6. 感謝を示すピザ(または寿司)パーティを開催
新規プロジェクトの完了や四半期目標を上回る成果を上げたときには、チームの成功を認めて感謝し、ピザパーティ(寿司パーティも可)でお祝いしましょう。仕事を頑張ったご褒美に会社持ちのランチを楽しめるとあれば、従業員のやる気も確実に上がるでしょう。
7. 柔軟性を持つ
おそらく、褒賞として従業員に最も喜んでもらえるのは実用的で柔軟性に富んだ管理体制です。私用で職場を抜けなければならないときでも、同じ週に埋め合わせが可能な場合は、貴重な半休を使わずにすむようそのまま行かせてあげましょう。

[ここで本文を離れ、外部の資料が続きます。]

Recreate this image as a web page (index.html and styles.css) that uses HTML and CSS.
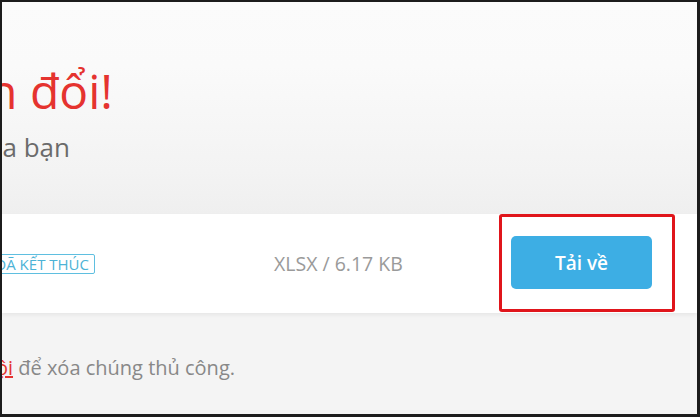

同じく、子どもの送り迎えが必要な従業員には柔軟な勤務時間を提供し、ワークライフバランスを達成できるよう支援しましょう。
「ありがとう」の言葉を忘れない
従業員レコグニションとやる気の向上に関しては、頑張ってくれたことに対する、素直な「ありがとう」の一言が大きな役割を果たします。ひとり一人に直接伝えるときも、社内の一斉メールや週一のチームミーティングで伝えるときも、はっきりと「ありがとう」と言うことが従業員の心に届くでしょう。
従業員レコグニションは仕事へのエンゲージメント、満足度、忠誠心につながる大切な要素ではありますが、部下を認め、その頑張りに報いることは金銭的なものだけではありません。上にご紹介したような創造性と一工夫を働かせて従業員を褒めて、感謝の気持ちを示してよりよい職場文化を築きましょう。